We sought independent advice from the Crown Law Office on the meaning of the residence test in the HSC Determinations, and its relationship to the Electoral Act test.
In summary, the Crown Law Office told us that:
the test under section 72
of the Electoral Act is not entirely objective, as one’s
registered place of residence may be other than the place
where a person regularly lives, at least for the time being;
the test under the HSC’s Determinations is, however, objective – in that it requires consideration of where an MP would be living when not on Parliamentary business; and
an MP could therefore be properly registered in a Wellington electorate but still claim a Wellington accommodation allowance.
Our key conclusions in respect of each MP are –
We are satisfied that Ms Bunkle:
frequently sought advice from Parliamentary
Service staff about a range of matters – including her
eligibility for the Wellington accommodation allowance;
made sufficient disclosure of her personal circumstances to enable Parliamentary Service staff to advise her properly;
received advice that she could regard her normal or primary place of residence as Reikorangi, and accordingly that she was eligible to claim the Wellington accommodation allowance from June 1997; and
acted reasonably on that advice when claiming the allowance.
We are satisfied that the advice which Ms Bunkle received from the Parliamentary Service was reasonably consistent with the HSC’s Determinations.
We are satisfied that Ms Hobbs:
sought advice from
Parliamentary Service staff about her eligibility for the
Wellington accommodation allowance on the two occasions when
her circumstances changed significantly – namely, when she
separated from her husband, and when she was selected as a
candidate in Wellington Central; and
received advice that, for as long as she was financially supporting her Christchurch property and staying there whenever she returned to Christchurch, she was eligible to claim the Wellington accommodation allowance.

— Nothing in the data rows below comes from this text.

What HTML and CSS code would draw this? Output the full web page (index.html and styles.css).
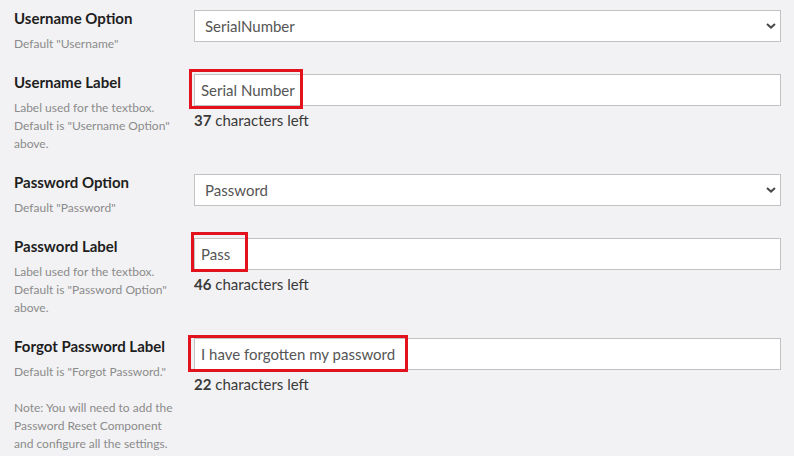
FILE: index.html
```html
<!DOCTYPE html>
<html>
<head>
<meta charset="utf-8">
<link rel="stylesheet" href="styles.css">
</head>
<body>
<div class="form">
  <div class="row">
    <div class="info">
      <div class="title">Username Option</div>
      <div class="desc">Default "Username"</div>
    </div>
    <div class="field">
      <div class="select"><span>SerialNumber</span><svg class="caret" width="10" height="6" viewBox="0 0 10 6"><path d="M1 1 L5 4.6 L9 1" fill="none" stroke="#4a4a4a" stroke-width="2"/></svg></div>
    </div>
  </div>
  <div class="row">
    <div class="info">
      <div class="title">Username Label</div>
      <div class="desc">Label used for the textbox.<br>Default is "Username Option"<br>above.</div>
    </div>
    <div class="field">
      <div class="input-wrap">
        <div class="input">Serial Number</div>
        <span class="mark mark-1"></span>
      </div>
      <div class="count"><b>37</b> characters left</div>
    </div>
  </div>
  <div class="row">
    <div class="info">
      <div class="title">Password Option</div>
      <div class="desc">Default "Password"</div>
    </div>
    <div class="field">
      <div class="select"><span>Password</span><svg class="caret" width="10" height="6" viewBox="0 0 10 6"><path d="M1 1 L5 4.6 L9 1" fill="none" stroke="#4a4a4a" stroke-width="2"/></svg></div>
    </div>
  </div>
  <div class="row">
    <div class="info">
      <div class="title">Password Label</div>
      <div class="desc">Label used for the textbox.<br>Default is "Password Option"<br>above.</div>
    </div>
    <div class="field">
      <div class="input-wrap">
        <div class="input">Pass</div>
        <span class="mark mark-2"></span>
      </div>
      <div class="count"><b>46</b> characters left</div>
    </div>
  </div>
  <div class="row">
    <div class="info">
      <div class="title">Forgot Password Label</div>
      <div class="desc">Default is "Forgot Password."</div>
      <div class="desc note">Note: You will need to add the<br>Password Reset Component<br>and configure all the settings.</div>
    </div>
    <div class="field">
      <div class="input-wrap">
        <div class="input">I have forgotten my password</div>
        <span class="mark mark-3"></span>
      </div>
      <div class="count"><b>22</b> characters left</div>
    </div>
  </div>
</div>
</body>
</html>
```
FILE: styles.css
```css
html, body {
  margin: 0;
  padding: 0;
  background: #f2f2f4;
}
body {
  font-family: Lato, "Open Sans", sans-serif;
  color: #222;
}
.form {
  padding: 10px 13px 0 14px;
}
.row {
  display: grid;
  grid-template-columns: 180px 1fr;
  margin-bottom: 21px;
}
.title {
  font-size: 15px;
  font-weight: 700;
  line-height: 16px;
  color: #1e1e1e;
}
.desc {
  margin-top: 9px;
  font-size: 12px;
  line-height: 18px;
  color: #8b8b8b;
}
.desc.note {
  margin-top: 18px;
}
.select, .input {
  box-sizing: border-box;
  height: 32px;
  background: #fff;
  border: 1px solid #c2c2c2;
  font-size: 15px;
  color: #555;
  display: flex;
  align-items: center;
}
.select {
  justify-content: space-between;
  padding: 0 4px 0 10px;
}
.caret {
  display: block;
}
.input {
  padding: 0 6px;
}
.input-wrap {
  position: relative;
}
.count {
  margin-top: 4px;
  font-size: 15px;
  line-height: 20px;
  color: #3a3a3a;
}
.count b {
  font-weight: 700;
}
.mark {
  position: absolute;
  box-sizing: border-box;
  border: 3px solid #e3131d;
}
.mark-1 {
  left: -5px;
  top: -5px;
  width: 114px;
  height: 40px;
}
.mark-2 {
  left: -3px;
  top: -6px;
  width: 57px;
  height: 40px;
}
.mark-3 {
  left: -6px;
  top: -3px;
  width: 220px;
  height: 37px;
}
```
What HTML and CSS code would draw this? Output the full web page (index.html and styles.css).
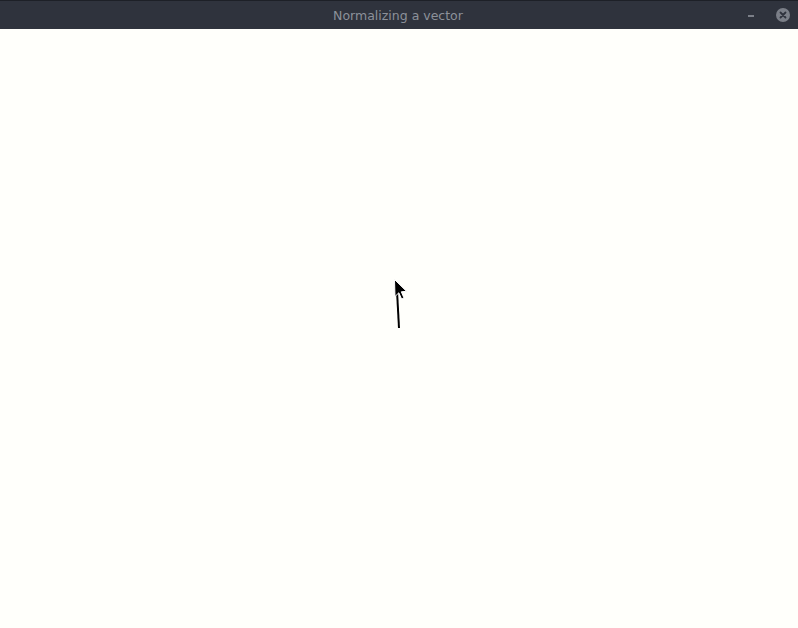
FILE: index.html
```html
<!DOCTYPE html>
<html>
<head>
<meta charset="utf-8">
<link rel="stylesheet" href="styles.css">
</head>
<body>
<div class="window">
  <div class="titlebar">
    <div class="title">Normalizing a vector</div>
    <div class="controls">
      <span class="minimize"></span>
      <span class="close">
        <svg width="14" height="14" viewBox="0 0 14 14">
          <circle cx="7" cy="7" r="7" fill="#7b7f88"/>
          <path d="M4.5 4.5 L9.5 9.5 M9.5 4.5 L4.5 9.5" stroke="#2f333d" stroke-width="1.8" stroke-linecap="round"/>
        </svg>
      </span>
    </div>
  </div>
  <div class="canvas">
    <svg class="scene" width="798" height="599" viewBox="0 0 798 599">
      <line x1="397" y1="262" x2="399" y2="299" stroke="#000" stroke-width="2"/>
      <path d="M394.5 250.5 L395 267.5 L398.8 263.8 L401.6 270 L404 269 L401.3 262.8 L406.5 262.3 Z" fill="#000" stroke="#fff" stroke-width="1"/>
    </svg>
  </div>
</div>
</body>
</html>
```
FILE: styles.css
```css
html, body {
  margin: 0;
  padding: 0;
  width: 798px;
  height: 628px;
  overflow: hidden;
  background: #fffffb;
}
.window {
  display: flex;
  flex-direction: column;
  width: 798px;
  height: 628px;
}
.titlebar {
  height: 28px;
  flex: none;
  background: #2f333d;
  border-top: 1px solid #1d2027;
  display: flex;
  align-items: center;
  justify-content: center;
  position: relative;
}
.title {
  font-family: "DejaVu Sans", sans-serif;
  font-size: 12.5px;
  color: #8c919a;
  margin-left: -2px;
}
.controls {
  position: absolute;
  right: 8px;
  top: 7px;
  display: flex;
  align-items: center;
  gap: 22px;
}
.minimize {
  display: block;
  width: 6px;
  height: 2px;
  background: #7b7f88;
  margin-top: 1px;
}
.close {
  display: block;
  width: 14px;
  height: 14px;
}
.close svg {
  display: block;
}
.canvas {
  flex: 1;
  background: #fffffb;
}
.scene {
  display: block;
}
```
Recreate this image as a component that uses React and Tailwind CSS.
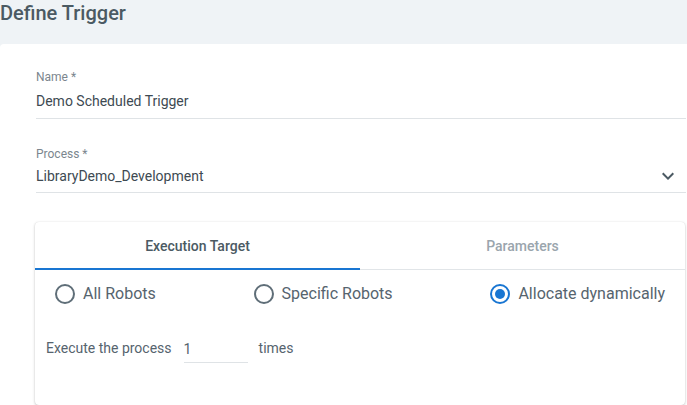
import {useState} from 'react';

const Radio = ({checked, label, onClick}) => (
  <button type="button" onClick={onClick} className="flex items-center gap-[8px] h-[20px]">
    <span
      className={
        'w-[20px] h-[20px] rounded-full border-2 flex items-center justify-center ' +
        (checked ? 'border-[#1976d2]' : 'border-[#5f6e78]')
      }>
      {checked && <span className="w-[10px] h-[10px] rounded-full bg-[#1976d2]" />}
    </span>
    <span className="text-[16px] leading-5 text-[#56646e]">{label}</span>
  </button>
);

const App = () => {
  const [tab, setTab] = useState('target');
  const [target, setTarget] = useState('dynamic');
  const [times, setTimes] = useState('1');

  return (
    <div
      className="w-[687px] h-[405px] overflow-hidden bg-[#eff3f6] flex flex-col"
      style={{fontFamily: 'Roboto, "Noto Sans", sans-serif'}}>
      <div className="h-[44px] shrink-0 pt-[1px]">
        <h1 className="text-[20px] leading-6 font-medium text-[#4b5a63]">Define Trigger</h1>
      </div>

      <div className="flex-1 bg-white rounded-tl-[4px] pl-[36px] pr-[1px] pt-[25px]">
        <div className="border-b border-[#dfe3e6]">
          <label className="block text-[12px] leading-4 text-[#7b868e]">Name *</label>
          <div className="pt-[6px] pb-[7px] text-[14px] leading-5 text-[#3e4a52]">
            Demo Scheduled Trigger
          </div>
        </div>

        <div className="mt-[27px] border-b border-[#dfe3e6]">
          <label className="block text-[12px] leading-4 text-[#7b868e]">Process *</label>
          <div className="pt-[4px] pb-[6px] flex items-center justify-between text-[14px] leading-5 text-[#3e4a52]">
            <span>LibraryDemo_Development</span>
            <svg width="24" height="24" viewBox="0 0 24 24" className="mr-[6px] -my-[2px]" fill="#4b5a63">
              <path d="M16.59 8.59L12 13.17 7.41 8.59 6 10l6 6 6-6z" />
            </svg>
          </div>
        </div>

        <div className="mt-[29px] -ml-px mr-[1px] h-[183px] rounded-[4px] bg-white shadow-[0_1px_3px_rgba(0,0,0,0.22),0_0_1px_rgba(0,0,0,0.12)]">
          <div className="flex border-b border-[#e1e5e8]">
            <button
              type="button"
              onClick={() => setTab('target')}
              className={
                'flex-1 h-[48px] pt-[2px] text-[14px] font-medium border-b-2 -mb-px ' +
                (tab === 'target' ? 'text-[#4b5a63] border-[#1976d2]' : 'text-[#9aa5ad] border-transparent')
              }>
              Execution Target
            </button>
            <button
              type="button"
              onClick={() => setTab('params')}
              className={
                'flex-1 h-[48px] pt-[2px] text-[14px] font-medium border-b-2 -mb-px ' +
                (tab === 'params' ? 'text-[#4b5a63] border-[#1976d2]' : 'text-[#9aa5ad] border-transparent')
              }>
              Parameters
            </button>
          </div>

          <div className="flex justify-between px-[20px] pt-[14px]">
            <Radio checked={target === 'all'} label="All Robots" onClick={() => setTarget('all')} />
            <Radio checked={target === 'specific'} label="Specific Robots" onClick={() => setTarget('specific')} />
            <Radio checked={target === 'dynamic'} label="Allocate dynamically" onClick={() => setTarget('dynamic')} />
          </div>

          <div className="flex items-center pl-[11px] mt-[30px] text-[14px] text-[#56646e]">
            <span>Execute the process</span>
            <input
              type="text"
              value={times}
              onChange={e => setTimes(e.target.value)}
              className="ml-[12px] w-[64px] h-[29px] pt-[2px] border-b border-[#dfe3e6] outline-none text-[14px] text-[#56646e]"
            />
            <span className="ml-[11px]">times</span>
          </div>
        </div>
      </div>
    </div>
  );
};

export default App;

The Crown Law Office advised us that, in its opinion, the advice given to Ms Hobbs was probably wrong, and that an objective examination of Ms Hobbs’ circumstances would have revealed that her home had shifted to Wellington.
Despite this, we are satisfied that Ms Hobbs:
made sufficient disclosure of
her personal circumstances to enable staff to advise her
acted reasonably on that advice when claiming the allowance.
The Non-disclosure of the Electoral Enrolments
Neither Ms Bunkle nor Ms Hobbs informed the Parliamentary Service of their decisions to enrol in Wellington Central.
We considered whether it would have been prudent for each MP to have considered the significance of her enrolment decision, and the possibility of it affecting her eligibility for the allowance.
Had either MP made the connection between the two sets of rules, it would have been a matter of personal judgement on her part whether to disclose the fact of her enrolment to the Parliamentary Service. However, there is no evidence that Ms Bunkle made the connection. Ms Hobbs did not.
The matter of the need for an MP to disclose his or her electoral enrolment had never arisen before, the allowance system made no reference to it, and there was no evidence of any deliberate intention to withhold the fact. In these circumstances we cannot say that either Ms Bunkle’s or Ms Hobbs’ non-disclosure, or her claiming of the allowance, was unreasonable.